WHILE Covid-19 vaccines are becoming available globally, supply issues may mean that it could take some time before we get sufficient doses to achieve herd immunity.
This means we will likely still have to deal with Covid-19 for months to come.
Clearly, the support offered by the government must be suited for a long-drawn out recovery.
Worryingly, though, it appears that it is the short-term measures, such as the i-Sinar programme involving the EPF (Employees Provident Fund) and a blanket moratorium on loan repayments, that are receiving a lot of attention.
EPF money and a moratorium on loan repayments are not “free money”. Such measures come from the future pockets of the people.
EPF withdrawals now mean that contributors will have less money (especially once compounding of interest is considered) once they retire.
A delay in debt repayment only means that either the borrowers will need to pay for a longer duration or a higher amount.

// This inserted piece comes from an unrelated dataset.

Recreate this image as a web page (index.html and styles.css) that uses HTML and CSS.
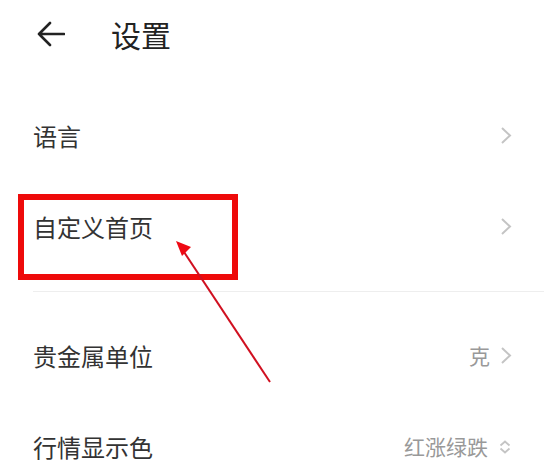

I am not discrediting the effectiveness of these measures, especially in the short term to help individuals transition towards productive work (looking for a new job or starting a business
The key points here being “short term” and “transition”. In the long term, these measures are simply unsustainable and would only damage people’s finances, and they risk falling into a debt spiral that they may not recover from completely for years.
What is more important now is to focus on sustainable and job-creation measures. The government needs to step in to subsidise and provide incentives for businesses to create jobs, and for individuals to upskill/reskill and look for productive work.
The wage subsidy programme is a good example of this: Subsidising part of workers’ wages allows businesses to retain people and perhaps even to recruit more.
This in turn allows people to contribute economically. While their output will likely be lower than before, it would still be more beneficial than keeping our country’s human resources – ie, labour – idle.
Although the trade-off here means that the government will need to direct resources towards subsidies and incentives, the benefit here is three-fold.
Firstly, with people being able to generate income instead of being unemployed, savings from unemployment benefits can be redirected to fund these measures.
Secondly, having a bigger income-generating workforce naturally means that there will be greater economic activity that will support economic recovery.
Thirdly, by not relying on our future financial well-being to support us through the pandemic now, we’re less likely to witness a debt crisis or a retirement crisis in the future.
Our leaders’ conversations should not be dominated by short-term support measures that will damage our national well-being in the long run just because these measures are popular during this period.
They should instead focus on measures that actually create jobs and generate income that can support the economy’s long-term well-being and to achieve a sustainable recovery.